Et face à ce constat de déclin, les pouvoirs publics leur paraissent impuissants : moins de la moitié des Français estiment ainsi que le président de la République a les moyens de faire changer la vie des gens (45%). A l'échelon local, on retrouve les mêmes proportions (48% pour le maire). A noter, les entreprises ont un crédit d'action plus élevé (52%) et un capital de confiance supérieur aux différents élus (46%).
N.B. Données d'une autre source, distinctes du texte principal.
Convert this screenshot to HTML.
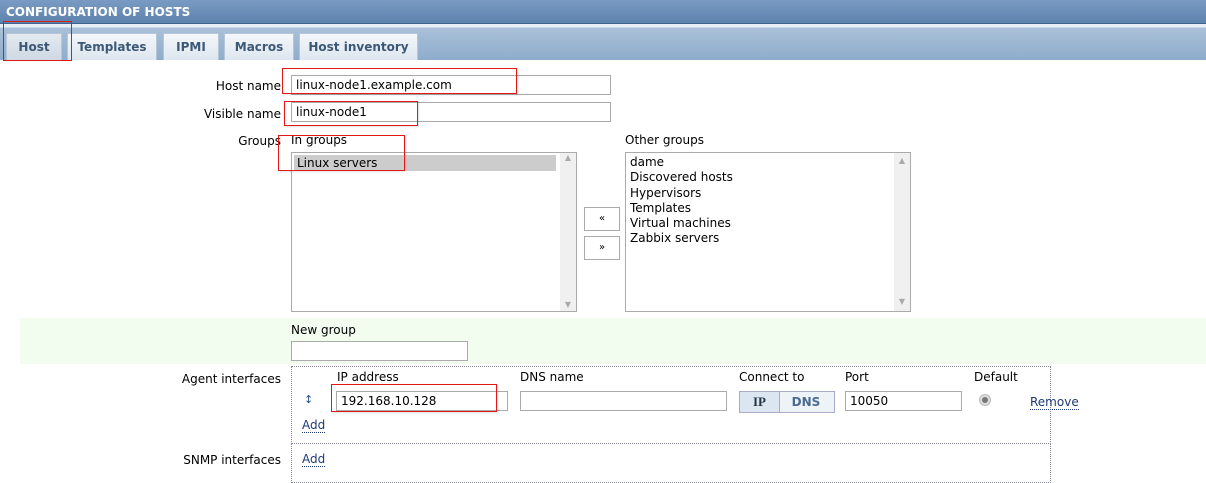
<!DOCTYPE html>
<html><head><meta charset="utf-8"><style>
*{box-sizing:border-box;margin:0;padding:0}
body{width:1206px;height:480px;overflow:hidden;background:#fff;font-family:"DejaVu Sans","Liberation Sans",sans-serif;font-size:12px;color:#000;position:relative}
.a{position:absolute}
.hdr{left:0;top:0;width:1206px;height:24px;background:linear-gradient(#7a9cc4,#5d82ad);color:#fff;font-weight:bold;font-size:12px;padding:5px 6px;border-bottom:1px solid #3e6490}
.tabbar{left:0;top:24px;width:1206px;height:36px;background:linear-gradient(#e8eef5 0,#e8eef5 3px,#a9c0d8 4px,#8eaccb 100%)}
.tab{top:33px;height:27px;background:linear-gradient(#f4f7fa,#dde6ef);border:1px solid #b4c6d8;border-bottom:none;font-weight:bold;color:#3b5877;font-size:12px;text-align:center;line-height:26px}
.lbl{text-align:right;font-size:12px}
.inp{border:1px solid #aaa;background:#fff;height:20px;padding:1px 4px;font-size:12px;line-height:17px}
.red{border:1px solid #e01818;box-shadow:1px 1px 2px rgba(0,0,0,.12)}
.lst{border:1px solid #aaa;background:#fff}
.sb{position:absolute;right:0;top:0;bottom:0;width:16px;background:#f0f0f0;color:#aaa;font-size:8px;text-align:center}
.btn{width:36px;height:24px;border:1px solid #aaa;background:#fff;text-align:center;line-height:22px;font-size:10px}
a{color:#1f3a73;text-decoration:none;border-bottom:1px dotted #1f3a73}
</style></head><body>
<div class="a hdr">CONFIGURATION OF HOSTS</div>
<div class="a tabbar"></div>
<div class="a tab" style="left:6px;width:56px;background:linear-gradient(#e3e9ef,#cfd9e3)">Host</div>
<div class="a tab" style="left:67px;width:90px">Templates</div>
<div class="a tab" style="left:163px;width:56px">IPMI</div>
<div class="a tab" style="left:224px;width:70px">Macros</div>
<div class="a tab" style="left:299px;width:119px">Host inventory</div>
<div class="a" style="left:3px;top:21px;width:69px;height:40px;border:1px solid #e01818"></div>

<div class="a lbl" style="left:150px;top:79px;width:131px">Host name</div>
<div class="a inp" style="left:291px;top:75px;width:320px">linux-node1.example.com</div>
<div class="a red" style="left:282px;top:68px;width:235px;height:26px"></div>
<div class="a lbl" style="left:150px;top:107px;width:131px">Visible name</div>
<div class="a inp" style="left:291px;top:102px;width:320px">linux-node1</div>
<div class="a red" style="left:284px;top:101px;width:134px;height:25px"></div>
<div class="a lbl" style="left:150px;top:134px;width:131px">Groups</div>
<div class="a" style="left:291px;top:133px">In groups</div>
<div class="a lst" style="left:291px;top:152px;width:286px;height:160px"><div style="background:#ccc;margin:2px 20px 0 2px;padding-left:3px;height:16px;line-height:16px">Linux servers</div><div class="sb">▲<div style="position:absolute;bottom:2px;width:16px">▼</div></div></div>
<div class="a red" style="left:278px;top:135px;width:127px;height:36px"></div>
<div class="a btn" style="left:584px;top:207px">«</div>
<div class="a btn" style="left:584px;top:236px">»</div>
<div class="a" style="left:625px;top:133px">Other groups</div>
<div class="a lst" style="left:625px;top:152px;width:286px;height:160px;padding:2px 4px;line-height:15.3px">dame<br>Discovered hosts<br>Hypervisors<br>Templates<br>Virtual machines<br>Zabbix servers<div class="sb">▲<div style="position:absolute;bottom:2px;width:16px">▼</div></div></div>

<div class="a" style="left:20px;top:318px;width:1186px;height:46px;background:#f2fdf0"></div>
<div class="a" style="left:291px;top:323px">New group</div>
<div class="a inp" style="left:291px;top:341px;width:177px;height:20px"></div>

<div class="a lbl" style="left:150px;top:372px;width:131px">Agent interfaces</div>
<div class="a" style="left:291px;top:366px;width:760px;height:78px;border:1px dotted #889"></div>
<div class="a" style="left:291px;top:443px;width:760px;height:40px;border:1px dotted #889"></div>
<div class="a" style="left:337px;top:370px">IP address</div>
<div class="a" style="left:520px;top:370px">DNS name</div>
<div class="a" style="left:739px;top:370px">Connect to</div>
<div class="a" style="left:845px;top:370px">Port</div>
<div class="a" style="left:974px;top:370px">Default</div>
<div class="a" style="left:304px;top:393px;color:#2a4a8a;font-size:11px">↕</div>
<div class="a inp" style="left:336px;top:391px;width:172px">192.168.10.128</div>
<div class="a red" style="left:331px;top:384px;width:166px;height:28px"></div>
<div class="a inp" style="left:520px;top:391px;width:207px"></div>
<div class="a" style="left:739px;top:391px;width:96px;height:22px;border:1px solid #aac;font-weight:bold;color:#4a6a90;font-family:'Liberation Serif',serif;font-size:13px;background:#eef3f8"><span style="display:inline-block;width:40px;height:20px;background:#dbe6f1;border-right:1px solid #aac;text-align:center;line-height:20px;color:#234">IP</span><span style="display:inline-block;width:52px;text-align:center;line-height:20px;font-family:'DejaVu Sans',sans-serif;font-size:12px">DNS</span></div>
<div class="a inp" style="left:845px;top:391px;width:117px">10050</div>
<div class="a" style="left:979px;top:394px;width:12px;height:12px;border-radius:50%;background:#ddd;border:1px solid #bbb"><div style="margin:2px;width:6px;height:6px;border-radius:50%;background:#777"></div></div>
<div class="a" style="left:1030px;top:395px"><a>Remove</a></div>
<div class="a" style="left:302px;top:418px"><a>Add</a></div>
<div class="a lbl" style="left:150px;top:453px;width:131px">SNMP interfaces</div>
<div class="a" style="left:302px;top:452px"><a>Add</a></div>
</body></html>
Ce sentiment d'impuissance des élus nourrit l'abstention. "Trois Français sur dix estiment qu'aucun politique ne se soucie de l'amélioration de la vie des citoyens, ni de résoudre les problèmes de la France, quatre sur dix qu'ils ne s'intéressent pas au quotidien et aux aspirations des gens, cinq sur dix qu'ils ne savent pas mettre leur ambition personnelle de côté pour se mettre au service de l'intérêt général", affirment les auteurs du document.
Des inégalités territoriales quant à la capacité d'adaptation
Par ailleurs et contrairement à l'image du "Gaulois réfractaire", le baromètre indique que les Français sont ouverts aux changements, même s'ils sont inégaux dans leurs possibilités d'adaptation aux évolutions économiques et climatiques. Exemple : le territoire peut être une barrière, lorsqu'il est éloigné des grandes infrastructures, notamment de transports. Ainsi, 69% des habitants de l'agglomération parisienne peuvent privilégier le train à la voiture quand ils le souhaitent, contre 43% des ruraux. 77% des Franciliens et 61% des habitants du sud de la région Paca estiment vivre dans un lieu bien desservi par les transports en commun, contre seulement 45% des habitants de Nouvelle-Aquitaine, de Bourgogne-Franche-Comté et du Centre-Val de Loire. Et ces freins financiers ou territoriaux dans la capacité d'adaptation créent un sentiment d'injustice (40%) ou de la colère (23%).
Sur le plan géographique, on peut aussi noter que certaines régions (Bretagne, Ile-de-France, Pays de la Loire, Paca et Nouvelle-Aquitaine) s'en sortent mieux que les autres sur un bon nombre d'items testés : la Bretagne pour l'attachement à la région, le bien-être de ses habitants, l'optimisme quant à l'avenir de la région, l'Ile-de-France pour les transports en commun, les commerces, les services publics et l'emploi, ou encore Paca pour les transports en commun, les services publics et l'attachement à la région.